Monday, November 14, 2022

Another rotten watermelon.

So, it turns out that my last watermelon of the year was rotten.

There were like 4 left at one stand in the second-to-the-last week of the farmers's market and several of them had slightly compromised rinds, but I picked an apparently clean one, and kept it on my counter all week, only going to open it up like a day or two before the next farmers's market.

And, what do I discover, but there's a little rotten juice on the counter, and a large soft spot that'd developed on the underside.
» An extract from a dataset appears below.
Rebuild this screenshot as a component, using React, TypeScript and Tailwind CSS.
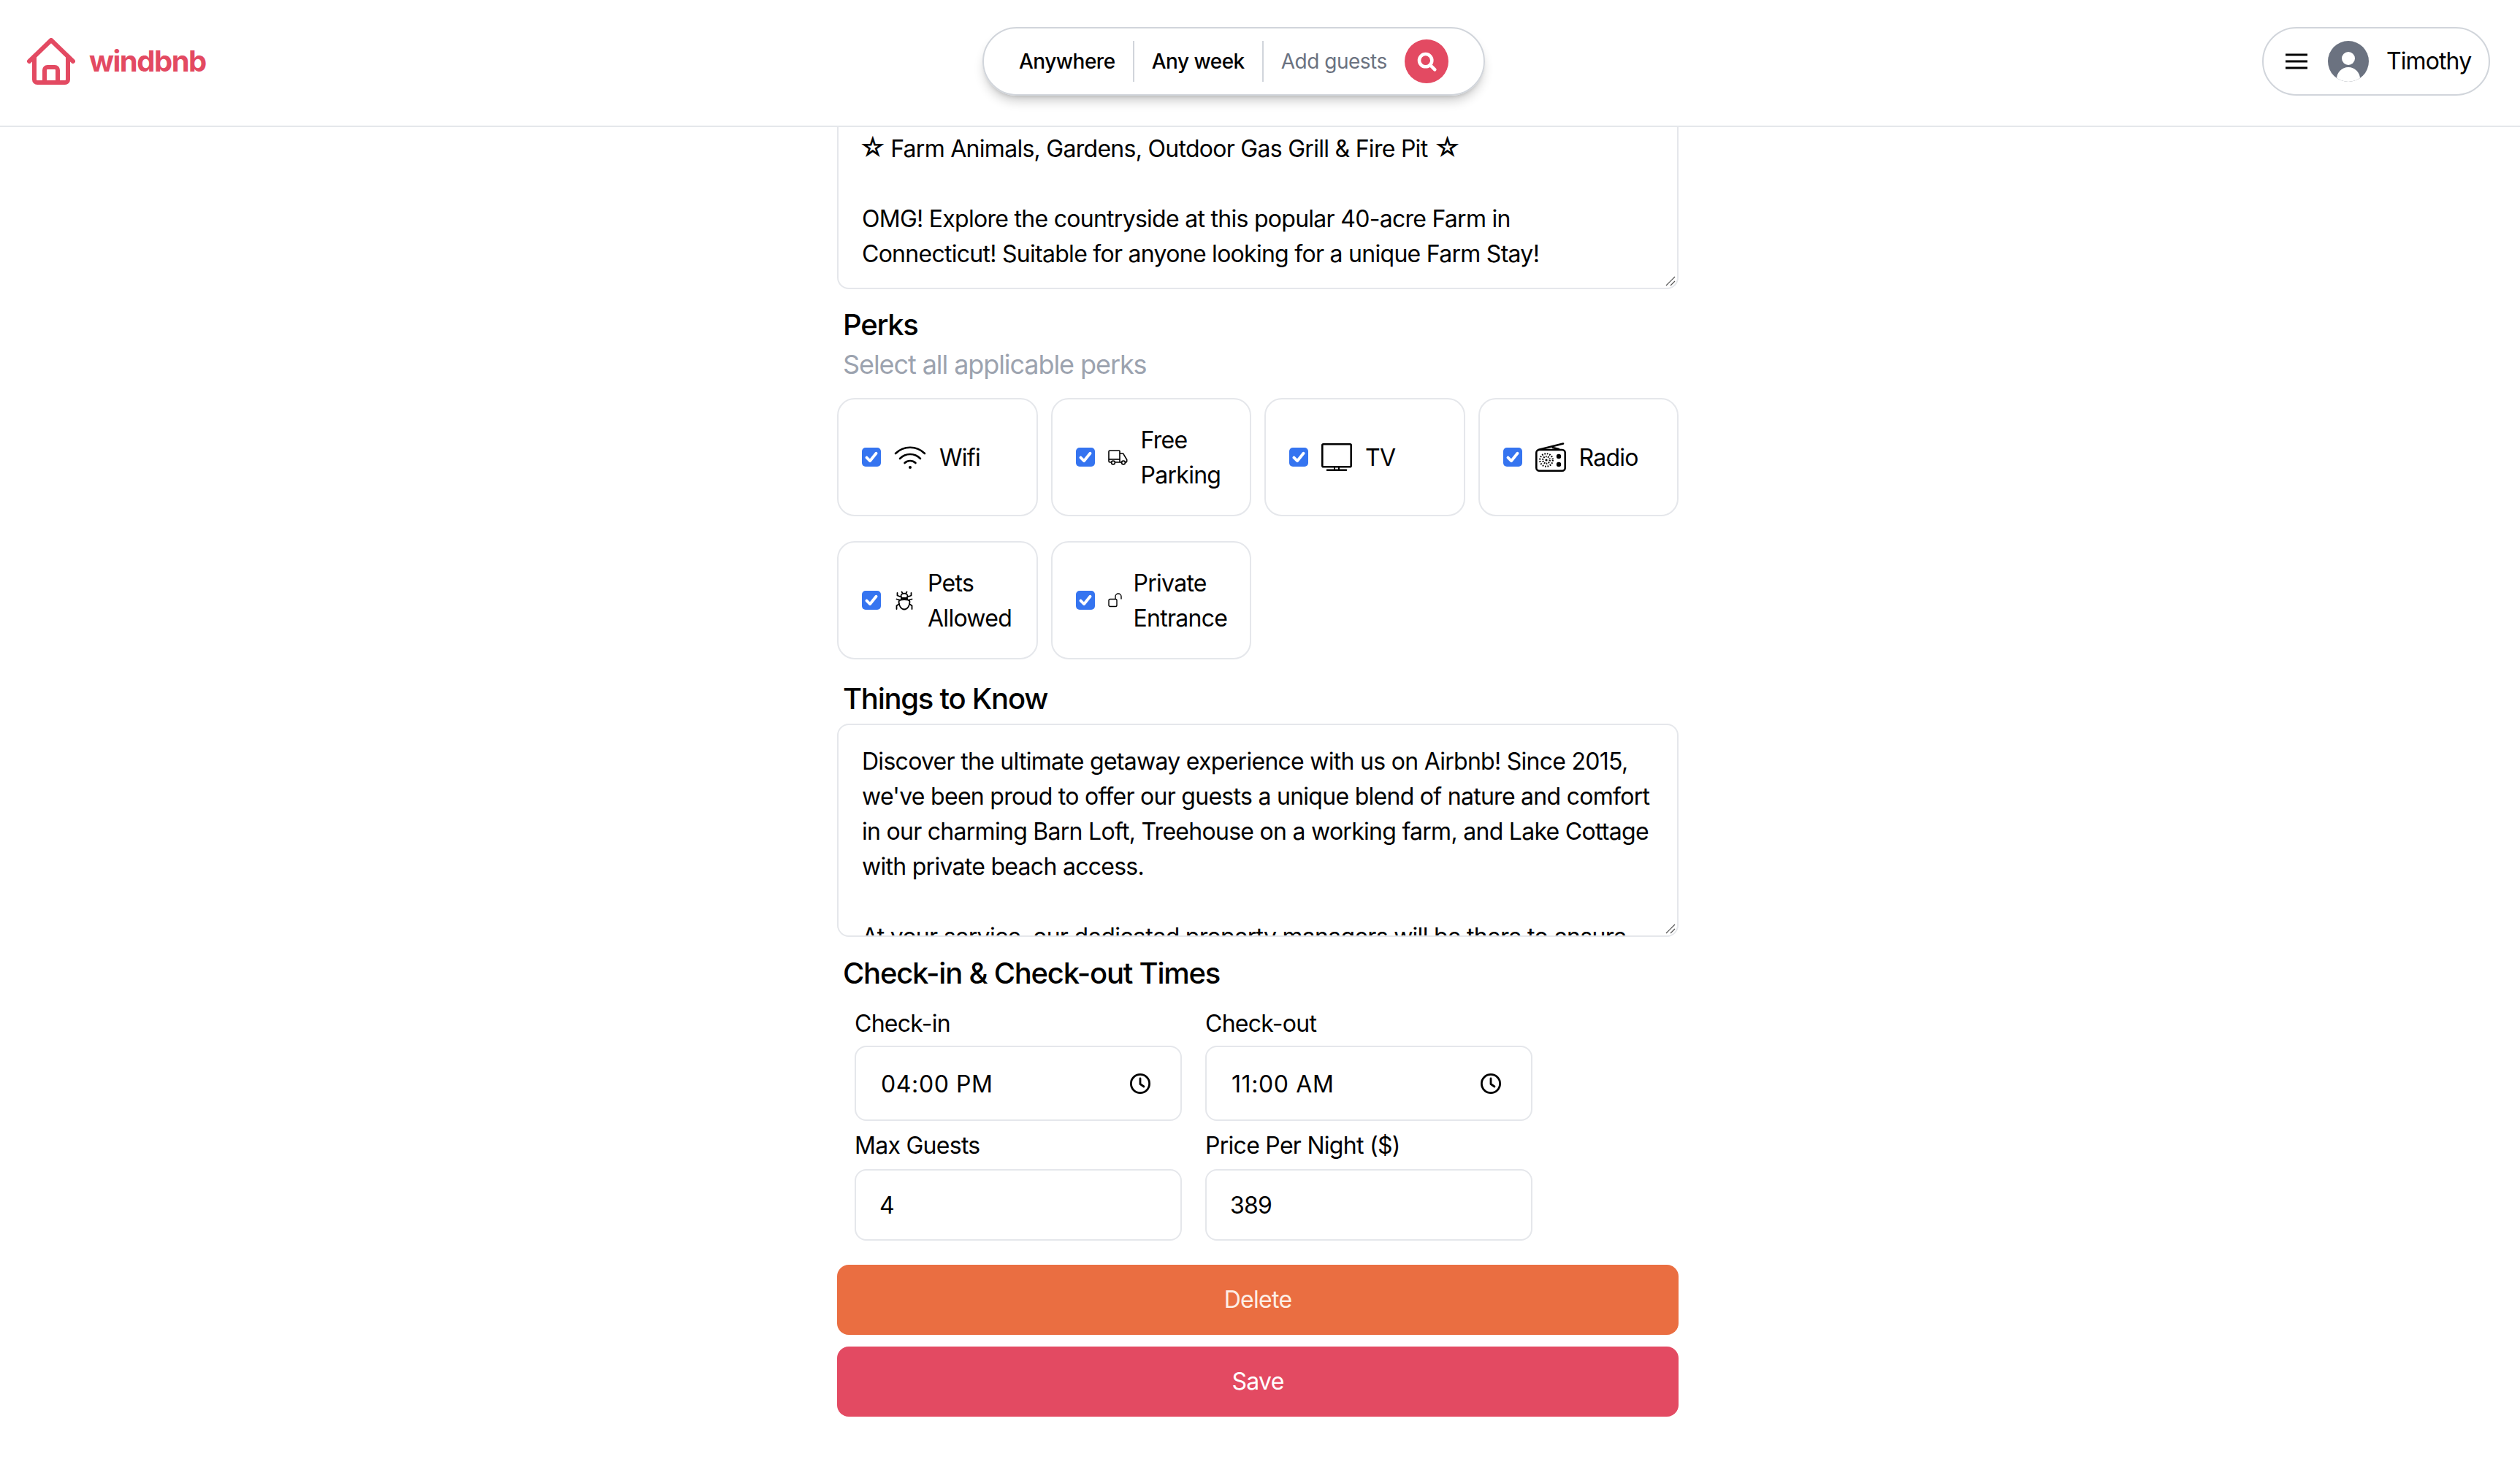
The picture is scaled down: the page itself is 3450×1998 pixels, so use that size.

I flipped it over and washed it and tried to cut it out, and there was a small section with some really good pink watermelon flesh, but overall it had that fizzy and slightly alcoholic smell of internal rotting and it was relatively pervasive within the entire watermelon, and so I had to go and chuck the whole thing.

I think it probably would have been all right if I had opened it and begun eating it and stuck it in the refrigerator right away, but I didn't, and so it went bad.

I guess I have to chalk that one up as an $8 donation to a local farmer, where I got nothing in return.

(Narratives like that are helpful coping mechanisms.)

Sunday, November 13, 2022

A tipping trend?

The other week, the one (young) (Thai) wife at the (Thai) restaurant where I work told me that nowadays there's tons of people tipping like $4 on a $35 bill, but you never used to see that; even like a year ago, you'd get people tipping $8 or even $10 on a $35 bill, but nowadays that doesn't happen, everyone just tips low.

"I wonder if it's a sign that the economy is getting bad again?", I was like, and I mentioned that prices are up everywhere, so maybe that's one of the only places that people can economize.

I also said that it didn't make sense to me, since 10-15% tips were something from when I was a child, it's been 15-20% tips for easily two decades now, so everyone should know that and be on board with it by now.